▶ [What is being asked]: Report back each line of the records that contains the string "code".

▶ [Records for this task]:
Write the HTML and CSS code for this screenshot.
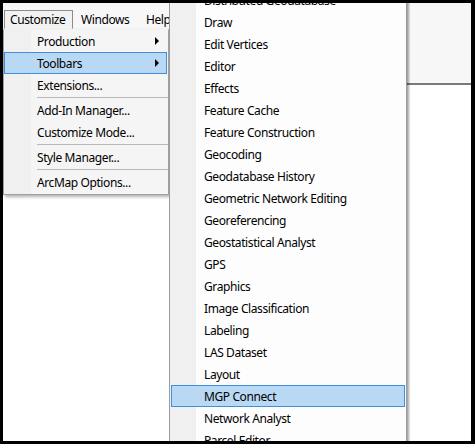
FILE: index.html
```html
<!DOCTYPE html>
<html>
<head>
<meta charset="utf-8">
<link rel="stylesheet" href="styles.css">
</head>
<body>
<div class="frame">
  <div class="toolbar-area">
    <div class="menubar">
      <span class="mb-item mb-customize active">Customize</span>
      <span class="mb-item mb-windows">Windows</span>
      <span class="mb-item mb-help">Help</span>
    </div>
  </div>
  <div class="canvas"></div>

  <div class="menu main-menu">
    <div class="row"><span>Production</span><i class="arrow"></i></div>
    <div class="row hot"><span>Toolbars</span><i class="arrow"></i></div>
    <div class="row"><span>Extensions...</span></div>
    <div class="sep"></div>
    <div class="row"><span>Add-In Manager...</span></div>
    <div class="row"><span>Customize Mode...</span></div>
    <div class="sep"></div>
    <div class="row"><span>Style Manager...</span></div>
    <div class="sep"></div>
    <div class="row"><span>ArcMap Options...</span></div>
  </div>

  <div class="menu sub-menu">
    <div class="row"><span>Distributed Geodatabase</span></div>
    <div class="row"><span>Draw</span></div>
    <div class="row"><span>Edit Vertices</span></div>
    <div class="row"><span>Editor</span></div>
    <div class="row"><span>Effects</span></div>
    <div class="row"><span>Feature Cache</span></div>
    <div class="row"><span>Feature Construction</span></div>
    <div class="row"><span>Geocoding</span></div>
    <div class="row"><span>Geodatabase History</span></div>
    <div class="row"><span>Geometric Network Editing</span></div>
    <div class="row"><span>Georeferencing</span></div>
    <div class="row"><span>Geostatistical Analyst</span></div>
    <div class="row"><span>GPS</span></div>
    <div class="row"><span>Graphics</span></div>
    <div class="row"><span>Image Classification</span></div>
    <div class="row"><span>Labeling</span></div>
    <div class="row"><span>LAS Dataset</span></div>
    <div class="row"><span>Layout</span></div>
    <div class="row hot"><span>MGP Connect</span></div>
    <div class="row"><span>Network Analyst</span></div>
    <div class="row"><span>Parcel Editor</span></div>
    <div class="row"><span>Publisher</span></div>
  </div>
</div>
</body>
</html>
```
FILE: styles.css
```css
* { box-sizing: border-box; }
html, body { margin: 0; padding: 0; background: #000; }
body {
  font-family: "Noto Sans", "Open Sans", sans-serif;
  font-size: 12px;
  letter-spacing: -0.4px;
  color: #000;
}
.frame {
  position: relative;
  width: 475px;
  height: 444px;
  border-style: solid;
  border-color: #000;
  border-width: 3px 4px 3px 3px;
  background: #fff;
  overflow: hidden;
  display: flex;
  flex-direction: column;
}
.toolbar-area {
  height: 82px;
  background: #f7f7f7;
  border-bottom: 2px solid #7a7a7a;
  box-shadow: 0 1px 0 #b8b8b8;
}
.canvas { flex: 1; background: #fff; }

.menubar {
  display: flex;
  padding-top: 7px;
  height: 26px;
}
.mb-item {
  display: flex;
  align-items: center;
  height: 19px;
  border: 1px solid transparent;
  white-space: nowrap;
}
.mb-customize {
  margin-left: 1px;
  width: 69px;
  padding-left: 5px;
}
.mb-customize.active {
  border-color: #8c8c8c;
  border-bottom-color: transparent;
  background: #f2f2f2;
}
.mb-windows { width: 72px; padding-left: 7px; }
.mb-help { padding-left: 0; }

.menu {
  position: absolute;
  border: 1px solid #a0a0a0;
}
.main-menu {
  left: 0;
  top: 26px;
  width: 166px;
  padding: 0 0 1px 0;
  border-top-color: #f2f2f2;
  background: linear-gradient(to right, #f0f0f0 0, #f0f0f0 27px, #f5f5f5 27px);
  box-shadow: 2px 2px 3px rgba(0,0,0,0.3);
}
.sub-menu {
  left: 166px;
  top: -16px;
  width: 238px;
  padding-top: 1px;
  border-color: #9a9a9a;
  background: linear-gradient(to right, #f0f0f0 0, #f0f0f0 26px, #fdfdfd 26px);
  box-shadow: 2px 1px 2px rgba(0,0,0,0.35);
}
.row {
  display: flex;
  align-items: center;
  height: 22px;
  border: 1px solid transparent;
  padding-left: 32px;
  white-space: nowrap;
}
.main-menu .row { margin-right: 1px; }
.sub-menu .row { margin: 0 1px; }
.row.hot {
  background: #b8d8f4;
  border-color: #3f8fdc;
}
.arrow {
  margin-left: auto;
  margin-right: 7px;
  width: 0;
  height: 0;
  border-style: solid;
  border-width: 4px 0 4px 4px;
  border-color: transparent transparent transparent #000;
}
.sep {
  height: 3px;
  margin-left: 33px;
  display: flex;
  align-items: center;
}
.sep::before {
  content: "";
  display: block;
  width: 100%;
  border-top: 1px solid #b9b9b9;
}
```
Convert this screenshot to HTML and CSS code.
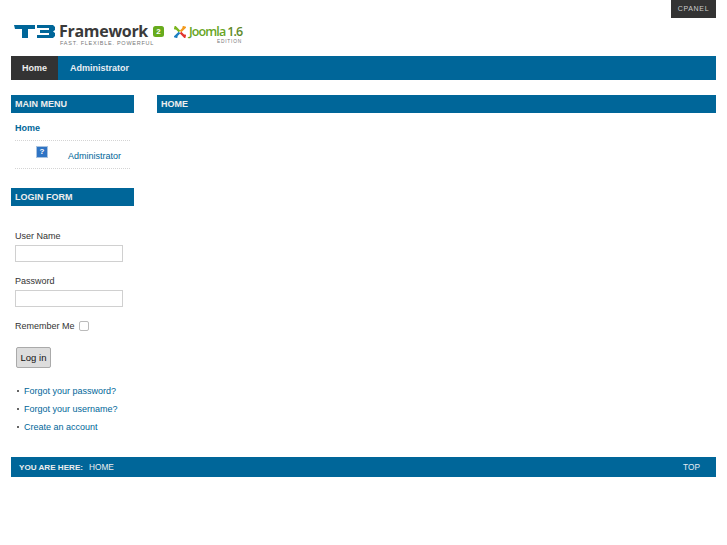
FILE: index.html
```html
<!DOCTYPE html>
<html lang="en">
<head>
<meta charset="utf-8">
<title>T3 Framework</title>
<link rel="stylesheet" href="styles.css">
</head>
<body>
<a class="cpanel" href="#">CPANEL</a>
<div class="wrap">
  <header class="header">
    <div class="logo-t3">
      <svg class="t3-mark" width="41" height="13" viewBox="0 0 41 13" aria-hidden="true">
        <path fill="#069" d="M0 0H21V4H14V13H8V4H1Z"/>
        <path fill="#069" d="M23 0H39L41 2V5L39 6.500L41 8V11L39 13H23V10H35V8H26V5H35V3H23Z"/>
      </svg>
      <div class="t3-text">
        <div class="fw">Framework</div>
        <div class="tag">FAST. FLEXIBLE. POWERFUL</div>
      </div>
      <span class="badge">2</span>
    </div>
    <div class="logo-joomla">
      <svg class="j-icon" width="12" height="12" viewBox="0 0 12 12" aria-hidden="true">
        <path fill="none" stroke="#7ab51d" stroke-width="2.400" d="M1 3.500L1.500 1.500L5.500 5.500"/>
        <path fill="none" stroke="#f39a1e" stroke-width="2.400" d="M8.500 1L10.500 1.500L6.500 5.500"/>
        <path fill="none" stroke="#1c7fc2" stroke-width="2.400" d="M3.500 11L1.500 10.500L5.500 6.500"/>
        <path fill="none" stroke="#e2342c" stroke-width="2.400" d="M11 8.500L10.500 10.500L6.500 6.500"/>
      </svg>
      <div class="j-text">
        <div class="j-name">Joomla<span class="j-ver">1.6</span></div>
        <div class="j-ed">EDITION</div>
      </div>
    </div>
  </header>
  <nav class="nav">
    <a class="nav-item active" href="#">Home</a>
    <a class="nav-item" href="#">Administrator</a>
  </nav>
  <div class="columns">
    <aside class="side">
      <section class="module">
        <h3 class="bar">MAIN MENU</h3>
        <ul class="menu">
          <li class="menu-home"><a href="#">Home</a></li>
          <li class="menu-admin">
            <span class="broken">?</span>
            <a href="#">Administrator</a>
          </li>
        </ul>
      </section>
      <section class="module">
        <h3 class="bar">LOGIN FORM</h3>
        <form class="login">
          <label class="lab" for="u">User Name</label>
          <input class="field" id="u" type="text">
          <label class="lab" for="p">Password</label>
          <input class="field" id="p" type="password">
          <div class="remember">
            <label for="r">Remember Me</label>
            <input class="check" id="r" type="checkbox">
          </div>
          <button class="btn" type="button">Log in</button>
        </form>
        <ul class="links">
          <li><a href="#">Forgot your password?</a></li>
          <li><a href="#">Forgot your username?</a></li>
          <li><a href="#">Create an account</a></li>
        </ul>
      </section>
    </aside>
    <main class="main">
      <h2 class="bar">HOME</h2>
    </main>
  </div>
  <footer class="foot">
    <div><strong>YOU ARE HERE:</strong><span class="crumb">HOME</span></div>
    <a href="#">TOP</a>
  </footer>
</div>
</body>
</html>
```
FILE: styles.css
```css
* { box-sizing: border-box; }
html, body { margin: 0; padding: 0; }
body {
  background: #fff;
  color: #333;
  font-family: "Liberation Sans", Arial, sans-serif;
  font-size: 9px;
  height: 545px;
  overflow: hidden;
}
a { text-decoration: none; color: #069; }
.cpanel {
  position: absolute;
  top: 0;
  right: 11px;
  width: 45px;
  height: 18px;
  background: #333;
  color: #ccc;
  font-size: 7px;
  letter-spacing: 0.700px;
  line-height: 18px;
  text-align: center;
}
.wrap { margin: 0 11px; }
.header {
  height: 56px;
  display: flex;
  align-items: flex-start;
  padding-top: 25px;
  padding-left: 3px;
}
.logo-t3 { display: flex; align-items: flex-start; }
.t3-mark { margin-right: 4px; }
.t3-text { width: 94px; margin-top: -2px; }
.fw {
  font-family: "Open Sans", sans-serif;
  font-weight: 700;
  font-size: 16px;
  line-height: 16px;
  color: #3a3a3a;
  letter-spacing: -0.300px;
}
.tag {
  font-size: 5.500px;
  line-height: 6px;
  margin-top: 1px;
  margin-left: 1px;
  letter-spacing: 0.750px;
  color: #777;
  white-space: nowrap;
}
.badge {
  width: 11px;
  height: 11px;
  margin-top: 1px;
  border-radius: 2.500px;
  background: #67ab1d;
  color: #fff;
  font-size: 8px;
  font-weight: bold;
  line-height: 11px;
  text-align: center;
}
.logo-joomla { display: flex; margin-left: 10px; margin-top: 1px; }
.j-text { margin-left: 3px; width: 53px; }
.j-name {
  font-family: "Open Sans", sans-serif;
  font-weight: 600;
  font-size: 12.500px;
  line-height: 11px;
  letter-spacing: -0.900px;
  color: #67a51e;
  white-space: nowrap;
}
.j-ver { margin-left: 2px; color: #5f8a2a; }
.j-ed {
  font-size: 4.800px;
  line-height: 5px;
  margin-top: 2px;
  letter-spacing: 0.800px;
  text-align: right;
  color: #777;
}
.nav {
  height: 24px;
  background: #069;
  display: flex;
  gap: 1px;
}
.nav-item {
  color: #e8eef4;
  font-weight: bold;
  line-height: 24px;
  padding: 0 11px;
}
.nav-item.active { background: #333; color: #eee; width: 47px; }
.columns {
  display: flex;
  gap: 23px;
  margin-top: 15px;
  height: 362px;
}
.side { width: 123px; flex: none; }
.main { flex: 1; }
.bar {
  margin: 0;
  height: 18px;
  background: #069;
  color: #eee;
  font-size: 9px;
  font-weight: bold;
  line-height: 18px;
  padding-left: 4px;
}
.module { margin-bottom: 19px; }
.menu {
  list-style: none;
  margin: 0;
  padding: 0 4px;
}
.menu-home {
  height: 28px;
  line-height: 30px;
  font-weight: bold;
  border-bottom: 1px dotted #d4d4d4;
}
.menu-admin {
  height: 28px;
  border-bottom: 1px dotted #d4d4d4;
  display: flex;
  align-items: flex-start;
}
.menu-admin a { line-height: 31px; margin-left: 20px; }
.broken {
  width: 12px;
  height: 12px;
  margin-left: 21px;
  margin-top: 5px;
  background: #2f74c4;
  border: 1px solid #a9c3e0;
  color: #fff;
  font-size: 8px;
  font-weight: bold;
  line-height: 10px;
  text-align: center;
}
.login { padding: 25px 4px 0; display: flex; flex-direction: column; align-items: flex-start; }
.lab { line-height: 11px; }
.field {
  width: 108px;
  height: 17px;
  margin: 3px 0 14px;
  border: 1px solid #d0d0d0;
  background: #fff;
  padding: 0;
}
.remember { display: flex; align-items: center; height: 12px; margin-top: -1px; gap: 4px; }
.check {
  appearance: none;
  width: 10px;
  height: 10px;
  margin: 0;
  border: 1px solid #bbb;
  border-radius: 2px;
  background: #fff;
}
.btn {
  margin: 15px 0 0 1px;
  width: 35px;
  height: 21px;
  padding: 0;
  background: #ddd;
  border: 1px solid #aaa;
  border-radius: 2px;
  font: 9.500px "Liberation Sans", Arial, sans-serif;
  color: #111;
}
.links { list-style: none; margin: 14px 0 0; padding: 0 0 0 13px; }
.links li { position: relative; height: 18px; line-height: 18px; white-space: nowrap; }
.links li::before {
  content: "";
  position: absolute;
  left: -7px;
  top: 8px;
  width: 2px;
  height: 2px;
  background: #666;
}
.foot {
  height: 20px;
  background: #069;
  color: #eee;
  display: flex;
  justify-content: space-between;
  align-items: center;
  padding: 0 16px 0 8px;
  font-size: 8.300px;
}
.foot strong { font-weight: bold; font-size: 8.100px; }
.crumb { margin-left: 6px; }
.foot a { color: #e4ecf2; }
```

▶ [Result below]:
Write the HTML and CSS code for this screenshot.
Convert this screenshot to HTML and CSS code.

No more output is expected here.